This is an automated email from the ASF dual-hosted git repository.
onikolas pushed a commit to branch main
in repository https://gitbox.apache.org/repos/asf/airflow.git
The following commit(s) were added to refs/heads/main by this push:
new d195ec4679 Implement start/end/debug for multiple executors in
scheduler job (#38514)
d195ec4679 is described below
commit d195ec4679cd3fce950ac03f2b33b0be6618f40d
Author: Niko Oliveira <[email protected]>
AuthorDate: Tue Apr 9 10:53:50 2024 -0700
Implement start/end/debug for multiple executors in scheduler job (#38514)
---
airflow/jobs/job.py | 5 +-
airflow/jobs/scheduler_job_runner.py | 29 ++++----
tests/jobs/test_scheduler_job.py | 135 ++++++++++++++++++++++++++++++++++-
3 files changed, 155 insertions(+), 14 deletions(-)

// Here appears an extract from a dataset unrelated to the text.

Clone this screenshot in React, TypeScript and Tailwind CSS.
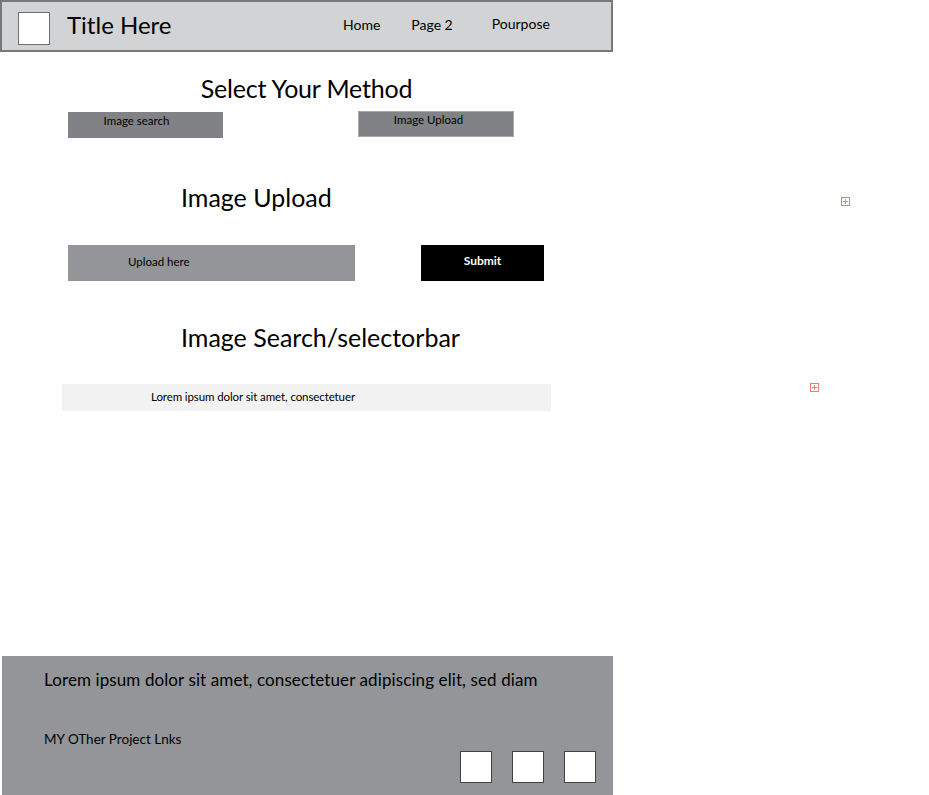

diff --git a/airflow/jobs/job.py b/airflow/jobs/job.py
index b1e41499dc..4273f1d334 100644
--- a/airflow/jobs/job.py
+++ b/airflow/jobs/job.py
@@ -49,6 +49,8 @@ if TYPE_CHECKING:
from sqlalchemy.orm.session import Session
+ from airflow.executors.base_executor import BaseExecutor
+
def _resolve_dagrun_model():
from airflow.models.dagrun import DagRun
@@ -117,12 +119,13 @@ class Job(Base, LoggingMixin):
Only makes sense for SchedulerJob and BackfillJob instances.
"""
- def __init__(self, executor=None, heartrate=None, **kwargs):
+ def __init__(self, executor: BaseExecutor | None = None, heartrate=None,
**kwargs):
# Save init parameters as DB fields
self.heartbeat_failed = False
self.hostname = get_hostname()
if executor:
self.executor = executor
+ self.executors = [executor]
self.start_date = timezone.utcnow()
self.latest_heartbeat = timezone.utcnow()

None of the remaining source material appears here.